FIRE UPDATE Dubai Civil Defence has now given a list of apts that will not be inhabitable tonight. These are as follows. All 02 and 03 units on floors 30-50 All 01 and 08 units on floors 50-84 If you are a resident in one of these apts we are trying to arrange temporary accommodation for you via the insurance company. Please make your way to the PRINCESS TOWER floor 97 to see one of the KINGFIELD members of staff and await further instructions. If you are not one of the apartments that have been affected we will try to get you back into the apartment as soon as physically possible once the lifts are working. Please make you way to the 97th floor of the Princess Tower and await further instructions. . OA Service Manager


----------



## The Rascal (Aug 6, 2014)

That is a lot better response than 2 years ago.


----------



## diamantaire (Jan 14, 2015)

Can't confirm , but from what i heard the people at tamweel still get utility invoices which they have to pay , despite no occupancy.
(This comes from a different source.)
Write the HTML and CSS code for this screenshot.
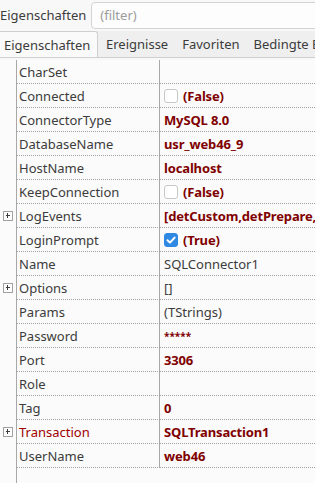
FILE: index.html
```html
<!DOCTYPE html>
<html lang="de">
<head>
<meta charset="utf-8">
<title>Eigenschaften</title>
<link rel="stylesheet" href="styles.css">
</head>
<body>
<div class="app">
  <div class="topbar">
    <span class="toplabel">Eigenschaften</span>
    <div class="filter"><span class="placeholder">(filter)</span></div>
  </div>
  <div class="tabs">
    <div class="tab active">Eigenschaften</div>
    <div class="tab">Ereignisse</div>
    <div class="tab">Favoriten</div>
    <div class="tab">Bedingte Eigenschaften</div>
  </div>
  <div class="grid">
    <div class="row"><div class="gut"></div><div class="name">CharSet</div><div class="val"></div></div>
    <div class="row"><div class="gut"></div><div class="name">Connected</div><div class="val mod"><span class="cb"></span>(False)</div></div>
    <div class="row"><div class="gut"></div><div class="name">ConnectorType</div><div class="val mod">MySQL 8.0</div></div>
    <div class="row"><div class="gut"></div><div class="name">DatabaseName</div><div class="val mod">usr_web46_9</div></div>
    <div class="row"><div class="gut"></div><div class="name">HostName</div><div class="val mod">localhost</div></div>
    <div class="row"><div class="gut"></div><div class="name">KeepConnection</div><div class="val mod"><span class="cb"></span>(False)</div></div>
    <div class="row"><div class="gut"><span class="plus"></span></div><div class="name">LogEvents</div><div class="val mod">[detCustom,detPrepare,detExecute]</div></div>
    <div class="row"><div class="gut"></div><div class="name">LoginPrompt</div><div class="val mod"><span class="cb on"><svg viewBox="0 0 14 14" width="14" height="14"><path d="M3.5 7.2 L6 9.6 L10.6 4.6" fill="none" stroke="#fff" stroke-width="2" stroke-linecap="round" stroke-linejoin="round"/></svg></span>(True)</div></div>
    <div class="row"><div class="gut"></div><div class="name">Name</div><div class="val">SQLConnector1</div></div>
    <div class="row"><div class="gut"><span class="plus"></span></div><div class="name">Options</div><div class="val">[]</div></div>
    <div class="row"><div class="gut"></div><div class="name">Params</div><div class="val">(TStrings)</div></div>
    <div class="row"><div class="gut"></div><div class="name">Password</div><div class="val mod pw">*****</div></div>
    <div class="row"><div class="gut"></div><div class="name">Port</div><div class="val mod">3306</div></div>
    <div class="row"><div class="gut"></div><div class="name">Role</div><div class="val"></div></div>
    <div class="row"><div class="gut"></div><div class="name">Tag</div><div class="val mod">0</div></div>
    <div class="row"><div class="gut"><span class="plus"></span></div><div class="name ref">Transaction</div><div class="val mod">SQLTransaction1</div></div>
    <div class="row"><div class="gut"></div><div class="name">UserName</div><div class="val mod">web46</div></div>
  </div>
</div>
</body>
</html>
```
FILE: styles.css
```css
* { box-sizing: border-box; }
html, body { margin: 0; padding: 0; height: 100%; }
body {
  font-family: "Noto Sans", "Open Sans", sans-serif;
  font-size: 13px;
  color: #3c3c3c;
  background: #f8f8f8;
  overflow: hidden;
}
.app { display: flex; flex-direction: column; height: 100%; }
.topbar {
  height: 31px;
  display: flex;
  align-items: center;
  gap: 5px;
  padding: 0 0 1px 0;
  flex: none;
}
.toplabel { white-space: nowrap; }
.filter {
  flex: 1;
  height: 27px;
  margin-right: -10px;
  border: 1px solid #d4d4d4;
  border-radius: 4px;
  background: #fdfdfd;
  display: flex;
  align-items: center;
  padding-left: 8px;
}
.placeholder { color: #9c9c9c; }
.tabs {
  height: 27px;
  display: flex;
  flex: none;
  background: #efefef;
  border-bottom: 1px solid #cfcfcf;
  white-space: nowrap;
  overflow: hidden;
}
.tab {
  height: 26px;
  display: flex;
  align-items: center;
  padding: 0 6px 0 8px;
  flex: none;
}
.tab.active {
  height: 27px;
  width: 98px;
  padding-left: 4px;
  background: #fafafa;
  border: 1px solid #cfcfcf;
  border-left: none;
  border-bottom: none;
  border-radius: 0 3px 0 0;
}
.grid {
  flex: 1;
  margin-top: 2px;
  background: #fafbfa linear-gradient(to right, transparent 16px, #a8a8a8 16px, #a8a8a8 17px, transparent 17px);
}
.row {
  display: grid;
  grid-template-columns: 17px 143px 1fr;
  height: 24px;
}
.gut { display: flex; align-items: center; padding-left: 3px; }
.name, .val {
  border-bottom: 1px dotted #a0a0a0;
  display: flex;
  align-items: center;
  white-space: nowrap;
  overflow: hidden;
  padding-top: 1px;
}
.name { padding-left: 2px; border-right: 1px solid #a8a8a8; }
.val { padding-left: 4px; }
.mod { color: #800000; font-weight: bold; letter-spacing: -0.15px; }
.ref { color: #a00000; }
.pw { font-size: 10px; letter-spacing: 0; }
.cb {
  width: 14px;
  height: 14px;
  border: 1px solid #c8c8c8;
  border-radius: 3px;
  background: #fff;
  margin-right: 5px;
  flex: none;
  display: flex;
}
.cb.on { background: #2f88e2; border-color: #2f88e2; }
.cb.on svg { margin: -1px; }
.plus {
  width: 10px;
  height: 10px;
  border: 1px solid #a0a0a0;
  background: #fdfdfd;
  position: relative;
  display: block;
}
.plus::before, .plus::after {
  content: "";
  position: absolute;
  background: #3c3c3c;
}
.plus::before { left: 2px; top: 3px; width: 4px; height: 1px; }
.plus::after { left: 3px; top: 1px; width: 1px; height: 5px; }
```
the silver lining in this incident was no loss of life.


----------



## Edino (Sep 22, 2013)

NiceToqueEh said:


> I sincerely hope "the authorities" start taking safety more seriously. Flammable siding, shoddy fire alarm systems, lack of penalties for smokers who toss cigarette butts...it's only a matter of time before the news is not so good.
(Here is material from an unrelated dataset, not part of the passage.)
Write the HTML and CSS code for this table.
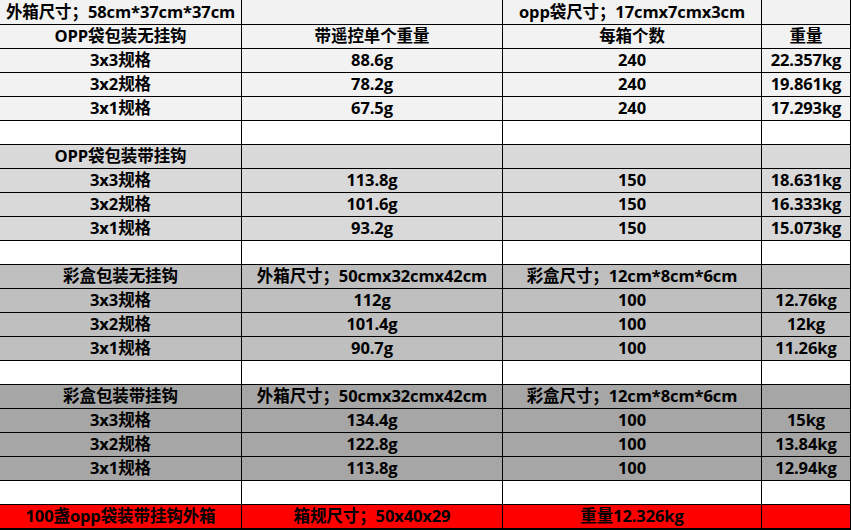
FILE: index.html
```html
<!DOCTYPE html>
<html lang="zh">
<head>
<meta charset="utf-8">
<title>包装规格</title>
<link rel="stylesheet" href="styles.css">
</head>
<body>
<div class="sheet">
  <div class="row r-first g1"><div class="c">外箱尺寸；58cm*37cm*37cm</div><div class="c"></div><div class="c">opp袋尺寸；17cmx7cmx3cm</div><div class="c"></div></div>
  <div class="row g1"><div class="c">OPP袋包装无挂钩</div><div class="c">带遥控单个重量</div><div class="c">每箱个数</div><div class="c">重量</div></div>
  <div class="row g1"><div class="c">3x3规格</div><div class="c">88.6g</div><div class="c">240</div><div class="c">22.357kg</div></div>
  <div class="row g1"><div class="c">3x2规格</div><div class="c">78.2g</div><div class="c">240</div><div class="c">19.861kg</div></div>
  <div class="row g1"><div class="c">3x1规格</div><div class="c">67.5g</div><div class="c">240</div><div class="c">17.293kg</div></div>
  <div class="row blank"><div class="c"></div><div class="c"></div><div class="c"></div><div class="c"></div></div>

  <div class="row g2"><div class="c">OPP袋包装带挂钩</div><div class="c"></div><div class="c"></div><div class="c"></div></div>
  <div class="row g2"><div class="c">3x3规格</div><div class="c">113.8g</div><div class="c">150</div><div class="c">18.631kg</div></div>
  <div class="row g2"><div class="c">3x2规格</div><div class="c">101.6g</div><div class="c">150</div><div class="c">16.333kg</div></div>
  <div class="row g2"><div class="c">3x1规格</div><div class="c">93.2g</div><div class="c">150</div><div class="c">15.073kg</div></div>
  <div class="row blank"><div class="c"></div><div class="c"></div><div class="c"></div><div class="c"></div></div>

  <div class="row g3"><div class="c">彩盒包装无挂钩</div><div class="c">外箱尺寸；50cmx32cmx42cm</div><div class="c">彩盒尺寸；12cm*8cm*6cm</div><div class="c"></div></div>
  <div class="row g3"><div class="c">3x3规格</div><div class="c">112g</div><div class="c">100</div><div class="c">12.76kg</div></div>
  <div class="row g3"><div class="c">3x2规格</div><div class="c">101.4g</div><div class="c">100</div><div class="c">12kg</div></div>
  <div class="row g3"><div class="c">3x1规格</div><div class="c">90.7g</div><div class="c">100</div><div class="c">11.26kg</div></div>
  <div class="row blank"><div class="c"></div><div class="c"></div><div class="c"></div><div class="c"></div></div>

  <div class="row g4"><div class="c">彩盒包装带挂钩</div><div class="c">外箱尺寸；50cmx32cmx42cm</div><div class="c">彩盒尺寸；12cm*8cm*6cm</div><div class="c"></div></div>
  <div class="row g4"><div class="c">3x3规格</div><div class="c">134.4g</div><div class="c">100</div><div class="c">15kg</div></div>
  <div class="row g4"><div class="c">3x2规格</div><div class="c">122.8g</div><div class="c">100</div><div class="c">13.84kg</div></div>
  <div class="row g4"><div class="c">3x1规格</div><div class="c">113.8g</div><div class="c">100</div><div class="c">12.94kg</div></div>
  <div class="row blank"><div class="c"></div><div class="c"></div><div class="c"></div><div class="c"></div></div>

  <div class="row red r-last"><div class="c">100盏opp袋装带挂钩外箱</div><div class="c">箱规尺寸；50x40x29</div><div class="c">重量12.326kg</div><div class="c"></div></div>
</div>
</body>
</html>
```

FILE: styles.css
```css
html, body {
  margin: 0;
  padding: 0;
  background: #ffffff;
}

.sheet {
  width: 851px;
  font-family: "Open Sans", "Noto Sans CJK SC", sans-serif;
  font-weight: 700;
  font-size: 16.5px;
  letter-spacing: -0.1px;
  color: #000;
}

.row {
  display: grid;
  grid-template-columns: 242px 261px 259px 89px;
  height: 24px;
}

.row.r-first {
  height: 25px;
}

.row.r-last {
  height: 25px;
}

.c {
  box-sizing: border-box;
  border-right: 1px solid #000;
  border-bottom: 1px solid #000;
  display: flex;
  align-items: center;
  justify-content: center;
  white-space: nowrap;
  overflow: hidden;
  line-height: 1;
}

.r-last .c {
  border-bottom-width: 2px;
}

.g1 { background: #f2f2f2; }
.g2 { background: #d9d9d9; }
.g3 { background: #bfbfbf; }
.g4 { background: #a6a6a6; }
.blank { background: #ffffff; }
.red { background: #ff0000; }
```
The primary issue is build quality; the use of wrong, cheap materials. The minimum expectation should be that a building is robust and safe enough to withstand personal screw-ups, like a cigarette butt.
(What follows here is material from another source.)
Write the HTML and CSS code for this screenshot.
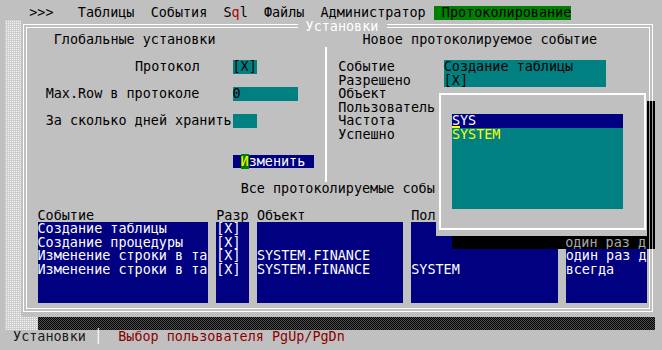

Dubai might worked itself into a huge potential liability by allowing the development of a huge number of fire hazard properties. Think about this when you rent a property in one of those high-rises. Than again, with the law system here, and lack of investor protection, they real liability lays mostly with the individual that will continue to incur costs even if the building is not usable anymore.


----------



## crt454 (Sep 3, 2012)

I guess the name of the tower was a jinx, yet glad no one got hurt, kudos to the civil defense.


----------



## XDoodlebugger (Jan 24, 2012)

I went into my apartment this morning, no damage at all and only a very slight smell of smoke. I can move back in if I want but the elevators are barely working and no access to parking so will wait a couple of days until they get that sorted out.


----------



## Beamrider (May 18, 2012)

Very happy to hear that, DB. Hope that all people affected can come quickly back to their homes.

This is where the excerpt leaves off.